+++ EXTRACTED MATERIAL
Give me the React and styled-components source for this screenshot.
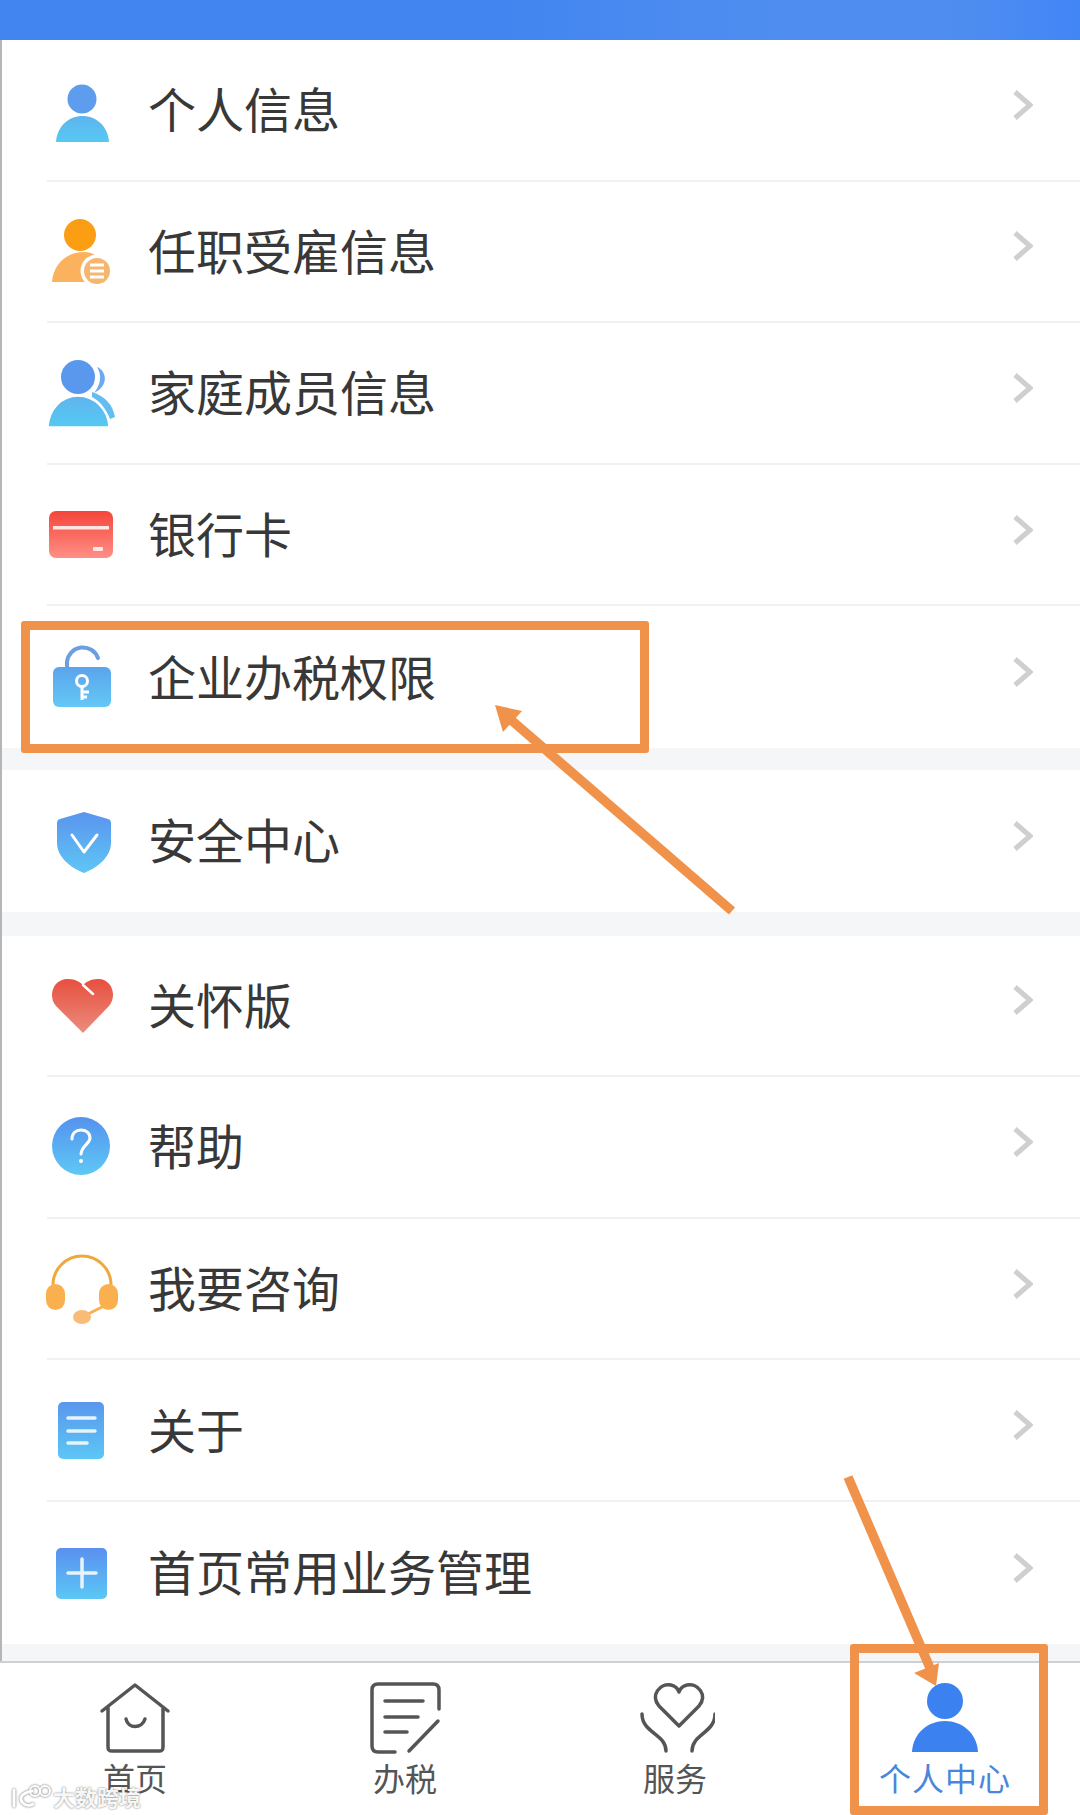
import React from "react";
import styled, { createGlobalStyle } from "styled-components";

const ORANGE = "#f0924a";
const CJK = `"Noto Sans CJK SC", "Noto Sans", sans-serif`;

const GlobalStyle = createGlobalStyle`
  html, body {
    margin: 0;
    padding: 0;
    background: #fff;
    font-family: ${CJK};
  }
`;

const Page = styled.div`
  position: relative;
  width: 1080px;
  height: 1815px;
  overflow: hidden;
  background: #fff;
`;

const TopBar = styled.div`
  height: 40px;
  background: linear-gradient(90deg, #4285f0 0%, #4285f0 45%, #4f8ef0 72%, #4f8ef0 88%, #4285f5 100%);
`;

const Content = styled.div`
  border-left: 2px solid #b6b6b6;
  height: 1775px;
  display: flex;
  flex-direction: column;
`;

const Gap = styled.div`
  height: ${(p) => p.$size}px;
  background: #f5f6f8;
`;

const Row = styled.div`
  box-sizing: border-box;
  height: 141.6px;
  margin-left: 45px;
  padding-right: 47px;
  display: flex;
  align-items: center;
  border-bottom: ${(p) => (p.$last ? "none" : "2px solid #f0f1f2")};
`;

const IconSvg = styled.svg`
  flex: none;
  width: 80px;
  height: 80px;
  margin-left: -5px;
  margin-right: 26px;
`;

const Label = styled.div`
  flex: 1;
  font-size: 48px;
  line-height: 1;
  color: #383838;
  margin-bottom: 5px;
`;

const Chevron = styled.svg`
  flex: none;
  width: 20px;
  height: 30px;
  margin-bottom: 10px;
`;

const Nav = styled.nav`
  flex: 1;
  display: grid;
  grid-template-columns: repeat(4, 270px);
  margin-left: -2px;
  border-top: 2px solid #cfd0d3;
  background: #fff;
`;

const NavItem = styled.div`
  display: flex;
  flex-direction: column;
  align-items: center;
  padding-top: 16px;
  color: ${(p) => (p.$active ? "#4a86dc" : "#555")};
`;

const NavSvg = styled.svg`
  width: 80px;
  height: 80px;
`;

const NavLabel = styled.div`
  font-size: 32px;
  line-height: 38px;
  margin-top: -1px;
  letter-spacing: ${(p) => (p.$wide ? "1px" : "0")};
`;

const Callout = styled.div`
  position: absolute;
  box-sizing: border-box;
  left: ${(p) => p.$x}px;
  top: ${(p) => p.$y}px;
  width: ${(p) => p.$w}px;
  height: ${(p) => p.$h}px;
  border: 9px solid ${ORANGE};
  border-radius: 3px;
`;

const ArrowLayer = styled.svg`
  position: absolute;
  left: 0;
  top: 0;
  width: 1080px;
  height: 1815px;
  pointer-events: none;
`;

const Watermark = styled.div`
  position: absolute;
  left: 10px;
  top: 1781px;
  display: flex;
  align-items: center;
  gap: 2px;
  color: rgba(255, 255, 255, 0.95);
  font-size: 22px;
  line-height: 30px;
  font-weight: 700;
  text-shadow: 0 0 2px rgba(60, 60, 60, 0.75);
`;

const WatermarkLogo = styled.svg`
  width: 41px;
  height: 26px;
  filter: drop-shadow(0 0 1px rgba(60, 60, 60, 0.8));
`;

const Grad = ({ id, from, to }) => (
  <defs>
    <linearGradient id={id} x1="0" y1="0" x2="0" y2="1">
      <stop offset="0" stopColor={from} />
      <stop offset="1" stopColor={to} />
    </linearGradient>
  </defs>
);

const PersonIcon = () => (
  <IconSvg viewBox="0 0 80 80">
    <circle cx="40" cy="29" r="14.5" fill="#5e9cee" />
    <Grad id="g-person" from="#5fb4ee" to="#55c9f3" />
    <path d="M14 72C15 56 27 46 40.5 46S66 56 67 72Z" fill="url(#g-person)" />
  </IconSvg>
);

const EmployIcon = () => (
  <IconSvg viewBox="0 0 80 80">
    <circle cx="38" cy="24" r="16" fill="#fb9e14" />
    <path d="M10 71C11 55 23 41 42 41C52 41 58 47 60 53L50 71Z" fill="#fbb25e" />
    <circle cx="55" cy="60" r="16.5" fill="#fff" />
    <circle cx="55" cy="60" r="13" fill="#f5b670" />
    <path d="M48 54H62M48 60H62M48 66H62" stroke="#fff" strokeWidth="3" />
  </IconSvg>
);

const FamilyIcon = () => (
  <IconSvg viewBox="0 0 80 80">
    <path d="M55 14C65 18 67 33 52 40C59 31 60 22 55 14Z" fill="#6aaaf0" />
    <path d="M50 39C63 43 71 52 73 64L68 66C64 56 58 48 50 44Z" fill="#62bdf0" />
    <circle cx="36" cy="24" r="18" fill="#5a98ee" stroke="#fff" strokeWidth="2" />
    <Grad id="g-family" from="#5fb4ee" to="#55c9f3" />
    <path d="M6 74C7 56 20 43 36 43S66 56 67 74Z" fill="url(#g-family)" stroke="#fff" strokeWidth="1.500" />
  </IconSvg>
);

const CardIcon = () => (
  <IconSvg viewBox="0 0 80 80">
    <Grad id="g-card" from="#f5463a" to="#ff8f86" />
    <rect x="7" y="16" width="64" height="47" rx="7" fill="url(#g-card)" />
    <rect x="11" y="31" width="56" height="3.5" fill="#ffe6e2" />
    <rect x="51" y="52" width="10" height="4" rx="1" fill="#ffe6e2" />
  </IconSvg>
);

const LockIcon = () => (
  <IconSvg viewBox="0 0 80 80">
    <Grad id="g-lock" from="#5aa4ec" to="#64c8f5" />
    <path d="M25 31V25A16 16 0 0 1 56 21" fill="none" stroke="#6c9fe0" strokeWidth="4" strokeLinecap="round" />
    <rect x="11" y="30" width="58" height="40" rx="6" fill="url(#g-lock)" />
    <circle cx="40" cy="44" r="5.5" fill="none" stroke="#fff" strokeWidth="3" />
    <path d="M40 50V63M40 55H47M40 60H45" fill="none" stroke="#fff" strokeWidth="3" />
  </IconSvg>
);

const ShieldIcon = () => (
  <IconSvg viewBox="0 0 80 80">
    <Grad id="g-shield" from="#5a94ee" to="#5fc6f5" />
    <path
      d="M42 11L66 18C68 18.500 69 20 69 22V42C69 56 55 67 42 72C29 67 15 56 15 42V22C15 20 16 18.500 18 18Z"
      fill="url(#g-shield)"
    />
    <path d="M30 34L42 51L55 34" fill="none" stroke="#fff" strokeWidth="3" strokeLinecap="round" strokeLinejoin="round" />
  </IconSvg>
);

const HeartIcon = () => (
  <IconSvg viewBox="0 0 80 80">
    <Grad id="g-heart" from="#e84f3e" to="#ea8d7e" />
    <path
      d="M41 68L14 41C6 32 10 14 26 14C33 14 38 17 41 20C44 17 49 14 56 14C71 14 75 32 67 41Z"
      fill="url(#g-heart)"
    />
    <path d="M41 20L51 29" stroke="#fff" strokeWidth="2.5" strokeLinecap="round" />
  </IconSvg>
);

const HelpIcon = () => (
  <IconSvg viewBox="0 0 80 80">
    <Grad id="g-help" from="#5592ee" to="#5ec8f5" />
    <circle cx="39" cy="39" r="29" fill="url(#g-help)" />
    <path
      d="M30 32C30 26 34 23 39 23C44 23 48 26 48 31C48 37 40 38 39 47"
      fill="none"
      stroke="#fff"
      strokeWidth="3"
      strokeLinecap="round"
    />
    <circle cx="39" cy="54" r="2" fill="#fff" />
  </IconSvg>
);

const HeadsetIcon = () => (
  <IconSvg viewBox="0 0 80 80">
    <path d="M11 38V36A29 29 0 0 1 69 36V38" fill="none" stroke="#f0a83a" strokeWidth="3" />
    <rect x="4" y="35" width="19" height="26" rx="9.500" fill="#fbb04f" />
    <rect x="57" y="35" width="19" height="26" rx="9.500" fill="#fbb04f" />
    <path d="M42 67L60 58" stroke="#fbb04f" strokeWidth="3" />
    <ellipse cx="40" cy="68" rx="9" ry="7" fill="#f8bb78" />
  </IconSvg>
);

const DocIcon = () => (
  <IconSvg viewBox="0 0 80 80">
    <Grad id="g-doc" from="#5a97ee" to="#5cc7f5" />
    <rect x="16" y="12" width="46" height="57" rx="5" fill="url(#g-doc)" />
    <path d="M26 28H53M26 41H53M26 53H45" stroke="#e6f4ff" strokeWidth="3.500" strokeLinecap="round" />
  </IconSvg>
);

const PlusIcon = () => (
  <IconSvg viewBox="0 0 80 80">
    <Grad id="g-plus" from="#5a90f0" to="#5cc7f5" />
    <rect x="14" y="15" width="51" height="51" rx="5" fill="url(#g-plus)" />
    <path d="M26 40H54M40 26V54" stroke="#e6f4ff" strokeWidth="3.500" strokeLinecap="round" />
  </IconSvg>
);

const Arrow = () => (
  <Chevron viewBox="0 0 20 30">
    <path d="M2 2L17 15L2 28" fill="none" stroke="#cfcfcf" strokeWidth="5" />
  </Chevron>
);

const groups = [
  [
    ["个人信息", PersonIcon],
    ["任职受雇信息", EmployIcon],
    ["家庭成员信息", FamilyIcon],
    ["银行卡", CardIcon],
    ["企业办税权限", LockIcon],
  ],
  [["安全中心", ShieldIcon]],
  [
    ["关怀版", HeartIcon],
    ["帮助", HelpIcon],
    ["我要咨询", HeadsetIcon],
    ["关于", DocIcon],
    ["首页常用业务管理", PlusIcon],
  ],
];

const gapSizes = [22, 24, 17];

const navStroke = {
  fill: "none",
  stroke: "#555",
  strokeWidth: 3.5,
  strokeLinecap: "round",
  strokeLinejoin: "round",
};

const HomeNav = () => (
  <NavSvg viewBox="0 0 80 80">
    <path d="M7 32L40 6L73 32M13 28V68C13 71 14 72 17 72H64C67 72 68 71 68 68V28" {...navStroke} />
    <path d="M31 40C33 50 47 50 50 40" {...navStroke} />
  </NavSvg>
);

const TaxNav = () => (
  <NavSvg viewBox="0 0 80 80">
    <path d="M30 73H13C9 73 7 71 7 67V11C7 7 9 5 13 5H68C72 5 74 7 74 11V30" {...navStroke} />
    <path d="M20 22H58M20 38H53M20 53H42M73 42L44 72" {...navStroke} />
  </NavSvg>
);

const ServiceNav = () => (
  <NavSvg viewBox="0 0 80 80">
    <path d="M44 47L24 27C15 16 25 4 36 6C40 7 43 10 44 13C45 10 48 7 52 6C63 4 73 16 64 27Z" {...navStroke} />
    <path d="M7 35C7 54 31 55 31 72M80 35C80 54 57 55 57 72" {...navStroke} />
  </NavSvg>
);

const MineNav = () => (
  <NavSvg viewBox="0 0 80 80">
    <circle cx="40" cy="22" r="18" fill="#3b82f0" />
    <path d="M7 73C8 54 23 42 40 42S72 54 73 73Z" fill="#3b82f0" />
  </NavSvg>
);

const navItems = [
  ["首页", HomeNav],
  ["办税", TaxNav],
  ["服务", ServiceNav],
  ["个人中心", MineNav],
];

export default function App() {
  return (
    <Page>
      <GlobalStyle />
      <TopBar />
      <Content>
        {groups.map((rows, g) => (
          <React.Fragment key={g}>
            {rows.map(([text, Icon], i) => (
              <Row key={text} $last={i === rows.length - 1}>
                <Icon />
                <Label>{text}</Label>
                <Arrow />
              </Row>
            ))}
            <Gap $size={gapSizes[g]} />
          </React.Fragment>
        ))}
        <Nav>
          {navItems.map(([text, Icon], i) => (
            <NavItem key={text} $active={i === 3}>
              <Icon />
              <NavLabel $wide={i === 3}>{text}</NavLabel>
            </NavItem>
          ))}
        </Nav>
      </Content>

      <Callout $x={21} $y={621} $w={628} $h={132} />
      <Callout $x={850} $y={1644} $w={198} $h={171} />
      <ArrowLayer viewBox="0 0 1080 1815">
        <path d="M732 911L510 719" stroke={ORANGE} strokeWidth="9.500" />
        <path d="M495 705L522 711L503 732Z" fill={ORANGE} />
        <path d="M848 1477L930 1668" stroke={ORANGE} strokeWidth="9.500" />
        <path d="M936 1686L914 1673L939 1663Z" fill={ORANGE} />
      </ArrowLayer>

      <Watermark>
        <WatermarkLogo viewBox="0 0 41 26">
          <g fill="none" stroke="#fff" strokeWidth="3" strokeLinecap="round">
            <path d="M4 7V23M22 8C12 10 8 15 13 20C16 23 20 23 23 21" />
          </g>
          <g fill="none" stroke="#fff" strokeWidth="2">
            <circle cx="25" cy="8" r="5" />
            <circle cx="35" cy="8" r="5" />
          </g>
        </WatermarkLogo>
        <span>大数跨境</span>
      </Watermark>
    </Page>
  );
}
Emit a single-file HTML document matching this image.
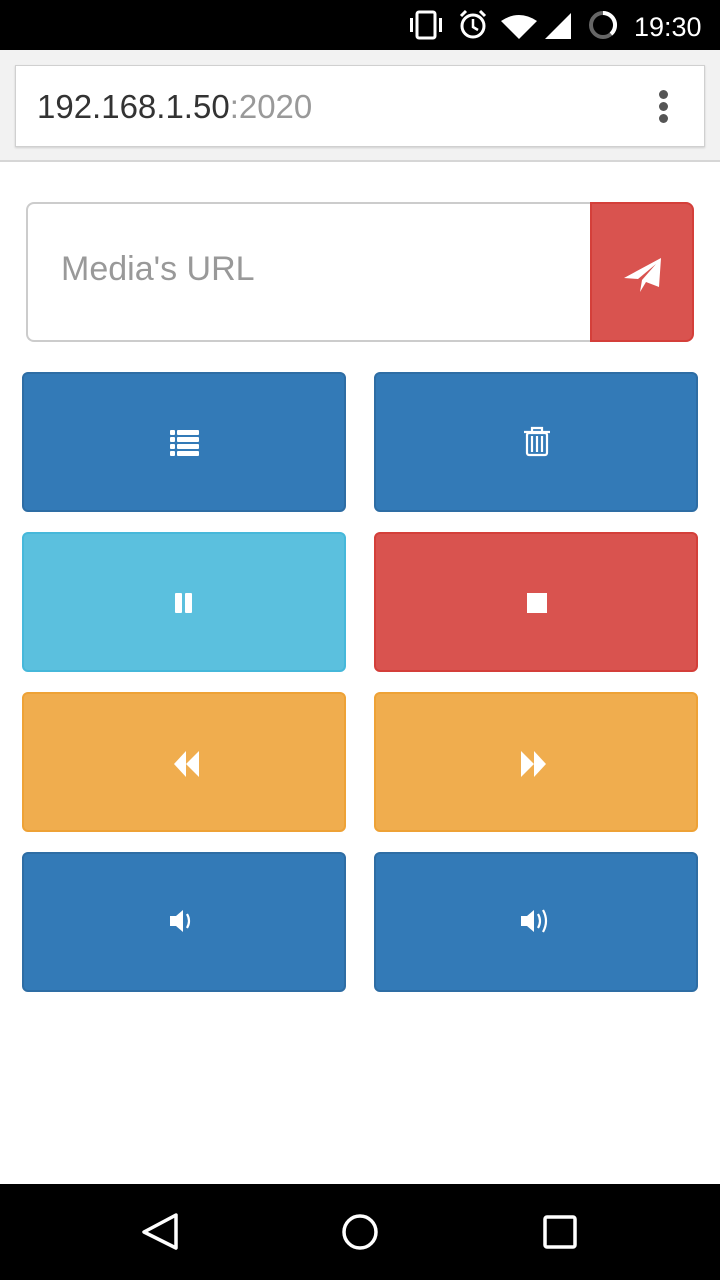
++++++
→ WHAT TO PRODUCE: Determine the number of lines in the records that include the string "this", and respond with that number only.

→ RESPONSE: 2